Iranian buyers have defaulted on payment for about 200,000 tons of rice from their top supplier India, exporters and rice millers said on yesterday, as trade between the two countries comes under mounting pressure from a new wave of Western sanctions against Tehran.
While a sharply weakening rial has made forward purchases costlier, financial sanctions are making it difficult for Iranian traders to continue using an unofficial route involving middlemen based in Dubai to keep paying Indian suppliers.
The defaults, totaling about $144 million, were for shipments under term deals in October and November free-on-board Indian ports, Indian traders said.
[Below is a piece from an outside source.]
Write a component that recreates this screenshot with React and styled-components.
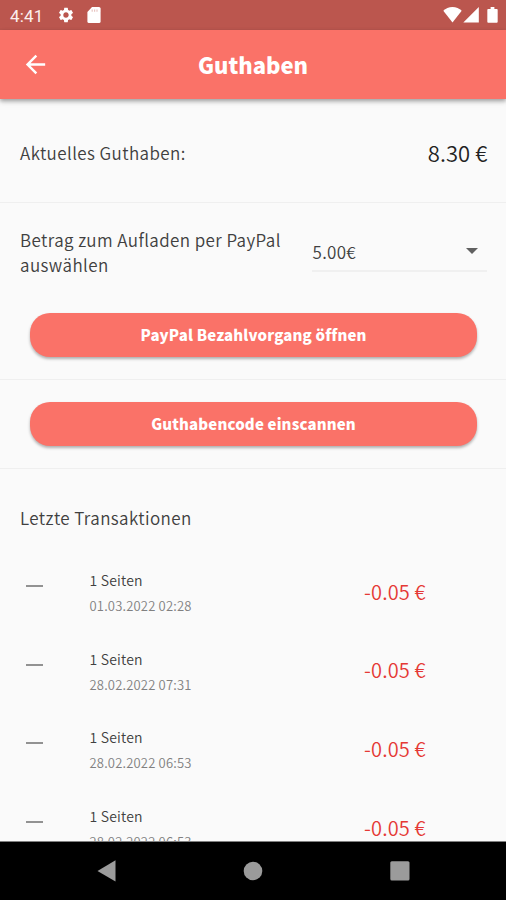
import React from 'react';
import styled, { createGlobalStyle } from 'styled-components';

const GlobalStyle = createGlobalStyle`
  * { box-sizing: border-box; }
  body { margin: 0; background: #000; }
`;

const Screen = styled.div`
  width: 506px;
  height: 900px;
  display: flex;
  flex-direction: column;
  overflow: hidden;
  background: #fafafa;
  color: #404040;
  font-family: "Noto Sans CJK SC", "Noto Sans", sans-serif;
`;

const StatusBar = styled.div`
  flex: none;
  height: 30px;
  display: flex;
  align-items: center;
  justify-content: space-between;
  padding: 0 8px 0 10px;
  background: #bb564e;
  color: #fff;
`;

const StatusGroup = styled.div`
  display: flex;
  align-items: center;
`;

const Clock = styled.span`
  width: 47px;
  padding-top: 2px;
  font: 400 17px/20px Roboto, sans-serif;
  letter-spacing: 0.2px;
  color: #fbeeed;
`;

const Icon = styled.svg`
  display: block;
  flex: none;
  fill: currentColor;
  width: ${p => p.$w}px;
  height: ${p => p.$h || p.$w}px;
  margin-left: ${p => p.$gap || 0}px;
`;

const AppBar = styled.header`
  flex: none;
  height: 69px;
  display: grid;
  grid-template-columns: 70px 1fr 70px;
  align-items: center;
  background: #fa7268;
  color: #fff;
  box-shadow: 0 2px 4px rgba(0, 0, 0, 0.3), 0 3px 6px rgba(0, 0, 0, 0.1);
  z-index: 1;
`;

const BackButton = styled.button`
  display: flex;
  align-items: center;
  justify-content: center;
  height: 48px;
  padding: 0;
  border: 0;
  background: none;
  color: inherit;
`;

const Title = styled.h1`
  margin: 0;
  padding-bottom: 1px;
  text-align: center;
  font-size: 22px;
  line-height: 30px;
  font-weight: 900;
`;

const Content = styled.main`
  flex: 1;
  min-height: 0;
  overflow: hidden;
`;

const Section = styled.section`
  height: ${p => p.$height}px;
  padding-top: ${p => p.$top || 0}px;
  border-bottom: 1px solid #efefef;
`;

const BalanceRow = styled.div`
  display: flex;
  align-items: center;
  justify-content: space-between;
  padding: 0 18.5px 0 20px;
`;

const Label = styled.span`
  font-size: 17px;
  line-height: 25px;
  font-weight: 350;
  letter-spacing: 0.41px;
`;

const Balance = styled.span`
  font-size: 22px;
  line-height: 32px;
  font-weight: 350;
  letter-spacing: 0.1px;
  color: #222;
`;

const TopUpRow = styled.div`
  display: grid;
  grid-template-columns: 292px 175px;
  height: 86px;
  padding: 0 19px 0 20px;
`;

const Select = styled.div`
  display: flex;
  align-items: center;
  justify-content: space-between;
  height: 45px;
  padding: 5px 9px 0 0.5px;
  border-bottom: 2px solid #f0f0f0;
  color: #606060;
`;

const SelectValue = styled(Label)`
  letter-spacing: 0.3px;
  color: #404040;
`;

const PrimaryButton = styled.button`
  display: block;
  width: 447px;
  height: 44px;
  margin-left: 30px;
  padding: 0;
  border: 0;
  border-radius: 20px;
  background: #fa7268;
  box-shadow: 0 2px 3px rgba(0, 0, 0, 0.3);
  color: #fff;
  font: 900 15px/22px "Noto Sans CJK SC", "Noto Sans", sans-serif;
  letter-spacing: 0.15px;
`;

const ListHeading = styled.h2`
  margin: 0;
  padding: 36px 20px 17px;
  font-size: 17px;
  line-height: 25px;
  font-weight: 350;
  letter-spacing: 0.4px;
`;

const Transaction = styled.article`
  height: 78.7px;
  display: grid;
  grid-template-columns: 69.5px 274.5px 1fr;
  padding: 0 20px;
`;

const MinusMark = styled.span`
  width: 17px;
  height: 2px;
  margin: 38px 0 0 6px;
  background: #929292;
`;

const Details = styled.div`
  display: flex;
  flex-direction: column;
  padding-top: 23px;
`;

const Pages = styled.span`
  font-size: 14px;
  line-height: 20px;
  font-weight: 350;
  letter-spacing: 0.2px;
`;

const Timestamp = styled.span`
  padding-top: 6px;
  font-size: 13px;
  line-height: 20px;
  font-weight: 350;
  letter-spacing: 0.19px;
  color: #808080;
`;

const Amount = styled.span`
  padding-top: 29.5px;
  font-size: 20px;
  line-height: 30px;
  font-weight: 350;
  letter-spacing: 0.15px;
  white-space: nowrap;
  color: #e53935;
`;

const NavBar = styled.nav`
  flex: none;
  height: 59px;
  display: flex;
  align-items: center;
  justify-content: space-between;
  padding: 0 96.5px 1px 95.5px;
  border-top: 1px solid #808080;
  background: #000;
  color: #9b9b9b;
`;

const transactions = [
  { pages: '1 Seiten', date: '01.03.2022 02:28', amount: '-0.05 €' },
  { pages: '1 Seiten', date: '28.02.2022 07:31', amount: '-0.05 €' },
  { pages: '1 Seiten', date: '28.02.2022 06:53', amount: '-0.05 €' },
  { pages: '1 Seiten', date: '28.02.2022 06:53', amount: '-0.05 €' },
];

export default function App() {
  return (
    <Screen>
      <GlobalStyle />
      <StatusBar>
        <StatusGroup>
          <Clock>4:41</Clock>
          <Icon $w={18} viewBox="0 0 24 24">
            <path d="M19.14 12.94c.04-.3.06-.61.06-.94 0-.32-.02-.64-.07-.94l2.03-1.58a.49.49 0 0 0 .12-.61l-1.92-3.32a.488.488 0 0 0-.59-.22l-2.39.96c-.5-.38-1.03-.7-1.62-.94l-.36-2.54a.484.484 0 0 0-.48-.41h-3.84c-.24 0-.43.17-.47.41l-.36 2.54c-.59.24-1.13.57-1.62.94l-2.39-.96c-.22-.08-.47 0-.59.22L2.74 8.87c-.12.21-.08.47.12.61l2.03 1.58c-.05.3-.09.63-.09.94s.02.64.07.94l-2.03 1.58a.49.49 0 0 0-.12.61l1.92 3.32c.12.22.37.29.59.22l2.39-.96c.5.38 1.03.7 1.62.94l.36 2.54c.05.24.24.41.48.41h3.84c.24 0 .44-.17.47-.41l.36-2.54c.59-.24 1.13-.56 1.62-.94l2.39.96c.22.08.47 0 .59-.22l1.92-3.32a.49.49 0 0 0-.12-.61l-2.01-1.58zM12 15.6A3.61 3.61 0 0 1 8.4 12c0-1.98 1.62-3.6 3.6-3.6s3.6 1.62 3.6 3.6-1.62 3.6-3.6 3.6z" />
          </Icon>
          <Icon $w={14} $h={16} $gap={11.5} viewBox="0 0 14 16">
            <path d="M5 0h7a1.6 1.6 0 0 1 1.6 1.6v12.8A1.6 1.6 0 0 1 12 16H2a1.6 1.6 0 0 1-1.6-1.6V5z" />
            <path d="M5.2 2.5v2.2M7.6 2.5v2.2M10 2.5v2.2" stroke="#bb564e" strokeOpacity="0.35" strokeWidth="1.2" />
          </Icon>
        </StatusGroup>
        <StatusGroup>
          <Icon $w={19} $h={16} viewBox="0 0 19 16">
            <path d="M0.3 3.8C2.6 1.4 5.9 0 9.5 0S16.4 1.4 18.7 3.8L9.5 15.5z" />
          </Icon>
          <Icon $w={16} $gap={1} viewBox="0 0 16 16">
            <path d="M15.8 0v15.5H0.3z" />
          </Icon>
          <Icon $w={11} $h={16} $gap={8} viewBox="0 0 11 17">
            <path d="M3.5 0h4v2H10a1 1 0 0 1 1 1v12.8a1 1 0 0 1-1 1H1a1 1 0 0 1-1-1V3a1 1 0 0 1 1-1h2.5z" />
          </Icon>
        </StatusGroup>
      </StatusBar>
      <AppBar>
        <BackButton aria-label="Zurück">
          <Icon $w={29} viewBox="0 0 24 24">
            <path d="M20 11H7.83l5.59-5.59L12 4l-8 8 8 8 1.41-1.41L7.83 13H20v-2z" />
          </Icon>
        </BackButton>
        <Title>Guthaben</Title>
      </AppBar>
      <Content>
        <Section $height={104} $top={37}>
          <BalanceRow>
            <Label>Aktuelles Guthaben:</Label>
            <Balance>8.30 €</Balance>
          </BalanceRow>
        </Section>
        <Section $height={177} $top={24}>
          <TopUpRow>
            <Label>Betrag zum Aufladen per PayPal auswählen</Label>
            <Select>
              <SelectValue>5.00€</SelectValue>
              <Icon $w={12} $h={6} viewBox="0 0 12 6">
                <path d="M0 0h12L6 6z" />
              </Icon>
            </Select>
          </TopUpRow>
          <PrimaryButton>PayPal Bezahlvorgang öffnen</PrimaryButton>
        </Section>
        <Section $height={89} $top={22}>
          <PrimaryButton>Guthabencode einscannen</PrimaryButton>
        </Section>
        <ListHeading>Letzte Transaktionen</ListHeading>
        {transactions.map((t, i) => (
          <Transaction key={i}>
            <MinusMark />
            <Details>
              <Pages>{t.pages}</Pages>
              <Timestamp>{t.date}</Timestamp>
            </Details>
            <Amount>{t.amount}</Amount>
          </Transaction>
        ))}
      </Content>
      <NavBar>
        <Icon $w={20} $h={22} viewBox="0 0 20 22">
          <path d="M19.5 0.3v21.2L1.5 11z" />
        </Icon>
        <Icon $w={20} viewBox="0 0 20 20">
          <circle cx="10" cy="10" r="9.3" />
        </Icon>
        <Icon $w={20} viewBox="0 0 20 20">
          <rect x="0.3" y="0.3" width="19.2" height="19.2" rx="1.5" />
        </Icon>
      </NavBar>
    </Screen>
  );
}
Most Indian rice exporters allow 90 days credit.
India is Iran’s top rice supplier, accounting for some 70 percent of its annual requirement of 1-1.2 million tons of the grain, mainly the aromatic variety called Basmati.
“It is a serious issue and we do not rule out further payment defaults by Iran,” said Vijay Setia, president of the All India Rice Exporters’ Association. “We have requested the government to step in.”
Setia said India should not send any more rice to Iran on credit, adding the suppliers such as those in Thailand, Vietnam and Pakistan had already stopped doing so.
Sanctions hit food sector
The United States slapped fresh sanctions on Tehran from the start of this year, targeting financial institutions that deal with the central bank, hoping to stem oil revenues and persuade Iran to abandon a suspected nuclear weapons program.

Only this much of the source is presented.